◆ **Listed entries**:
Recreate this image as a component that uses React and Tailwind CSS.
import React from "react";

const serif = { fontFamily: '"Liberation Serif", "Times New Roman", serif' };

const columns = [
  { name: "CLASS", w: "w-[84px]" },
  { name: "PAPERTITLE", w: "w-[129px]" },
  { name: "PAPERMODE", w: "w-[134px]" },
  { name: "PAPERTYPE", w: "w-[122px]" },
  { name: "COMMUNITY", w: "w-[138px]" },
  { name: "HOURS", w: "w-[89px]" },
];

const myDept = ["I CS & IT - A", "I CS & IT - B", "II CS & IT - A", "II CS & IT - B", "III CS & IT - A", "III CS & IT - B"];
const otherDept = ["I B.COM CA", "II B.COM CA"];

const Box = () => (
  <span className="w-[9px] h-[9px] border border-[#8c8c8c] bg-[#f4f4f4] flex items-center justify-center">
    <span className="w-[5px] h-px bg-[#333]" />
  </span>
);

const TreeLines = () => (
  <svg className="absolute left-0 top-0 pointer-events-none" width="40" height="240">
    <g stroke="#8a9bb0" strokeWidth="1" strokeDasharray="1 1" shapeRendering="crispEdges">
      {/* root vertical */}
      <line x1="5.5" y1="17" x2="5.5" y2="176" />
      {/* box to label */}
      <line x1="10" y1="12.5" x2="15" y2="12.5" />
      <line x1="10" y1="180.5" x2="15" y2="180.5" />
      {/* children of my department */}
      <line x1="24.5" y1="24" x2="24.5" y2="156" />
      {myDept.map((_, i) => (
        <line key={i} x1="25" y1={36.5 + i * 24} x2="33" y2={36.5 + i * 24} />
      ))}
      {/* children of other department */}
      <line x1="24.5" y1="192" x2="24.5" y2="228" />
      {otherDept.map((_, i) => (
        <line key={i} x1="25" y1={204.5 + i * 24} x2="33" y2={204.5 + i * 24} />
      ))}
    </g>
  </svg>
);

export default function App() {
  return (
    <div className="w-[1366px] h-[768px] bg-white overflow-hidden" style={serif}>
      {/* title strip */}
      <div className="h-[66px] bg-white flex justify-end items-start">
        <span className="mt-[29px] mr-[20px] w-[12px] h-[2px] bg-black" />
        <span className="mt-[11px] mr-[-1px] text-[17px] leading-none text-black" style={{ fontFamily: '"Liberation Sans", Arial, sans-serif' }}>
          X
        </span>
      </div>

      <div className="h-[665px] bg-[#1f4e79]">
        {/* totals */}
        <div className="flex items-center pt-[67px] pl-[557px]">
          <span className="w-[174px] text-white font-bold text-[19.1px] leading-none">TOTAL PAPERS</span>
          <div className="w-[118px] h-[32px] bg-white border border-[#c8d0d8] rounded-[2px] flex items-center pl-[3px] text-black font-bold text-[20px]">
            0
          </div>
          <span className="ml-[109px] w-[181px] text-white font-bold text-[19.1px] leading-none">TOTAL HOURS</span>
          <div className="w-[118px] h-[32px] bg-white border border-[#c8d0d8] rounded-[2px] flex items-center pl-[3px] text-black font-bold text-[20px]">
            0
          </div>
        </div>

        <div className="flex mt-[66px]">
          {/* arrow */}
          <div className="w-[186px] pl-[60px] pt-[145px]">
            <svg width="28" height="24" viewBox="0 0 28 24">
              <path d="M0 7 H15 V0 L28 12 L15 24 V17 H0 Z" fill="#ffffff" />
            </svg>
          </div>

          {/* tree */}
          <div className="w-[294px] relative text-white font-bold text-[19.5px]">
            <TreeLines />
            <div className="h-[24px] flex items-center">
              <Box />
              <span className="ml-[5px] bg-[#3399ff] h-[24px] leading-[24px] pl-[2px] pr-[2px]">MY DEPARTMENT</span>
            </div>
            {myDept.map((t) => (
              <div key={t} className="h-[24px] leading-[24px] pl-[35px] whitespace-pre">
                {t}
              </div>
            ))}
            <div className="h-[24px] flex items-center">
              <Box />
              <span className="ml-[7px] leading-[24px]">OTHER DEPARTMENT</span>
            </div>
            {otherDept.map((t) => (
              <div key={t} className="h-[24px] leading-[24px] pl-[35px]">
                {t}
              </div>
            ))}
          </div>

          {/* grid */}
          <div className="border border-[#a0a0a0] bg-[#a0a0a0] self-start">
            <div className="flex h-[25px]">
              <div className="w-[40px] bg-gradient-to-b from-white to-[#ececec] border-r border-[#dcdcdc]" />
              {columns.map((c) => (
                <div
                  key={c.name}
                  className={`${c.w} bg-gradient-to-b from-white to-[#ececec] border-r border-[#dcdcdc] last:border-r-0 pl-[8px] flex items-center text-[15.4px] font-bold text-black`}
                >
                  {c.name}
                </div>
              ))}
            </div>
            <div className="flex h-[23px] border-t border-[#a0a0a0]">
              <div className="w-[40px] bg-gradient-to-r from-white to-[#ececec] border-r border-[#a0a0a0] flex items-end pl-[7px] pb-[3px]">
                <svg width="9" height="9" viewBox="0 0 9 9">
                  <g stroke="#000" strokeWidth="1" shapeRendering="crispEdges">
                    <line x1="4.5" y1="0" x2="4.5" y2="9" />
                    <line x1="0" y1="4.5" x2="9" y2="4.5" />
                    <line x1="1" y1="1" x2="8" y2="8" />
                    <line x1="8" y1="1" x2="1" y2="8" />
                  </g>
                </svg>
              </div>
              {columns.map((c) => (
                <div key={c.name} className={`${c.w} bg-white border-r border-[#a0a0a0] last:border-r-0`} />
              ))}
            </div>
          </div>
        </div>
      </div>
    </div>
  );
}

* * *

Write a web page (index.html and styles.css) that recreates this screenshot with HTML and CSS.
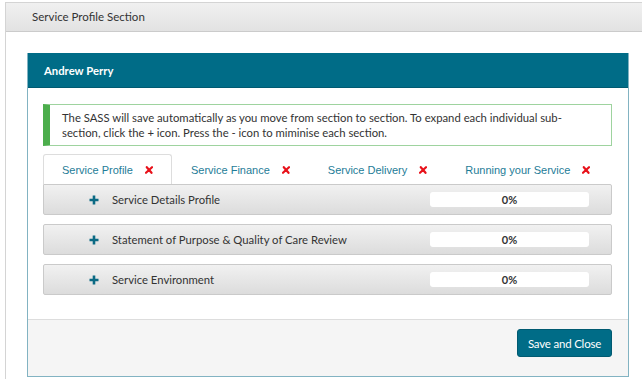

◆ **Exercise instructions**:
Locate the word "that" in the entries, and copy every line where it is found.

◆ **Finished exercise**:
Recreate this image as a component that uses React and Tailwind CSS.
Write a web page (index.html and styles.css) that recreates this screenshot with HTML and CSS.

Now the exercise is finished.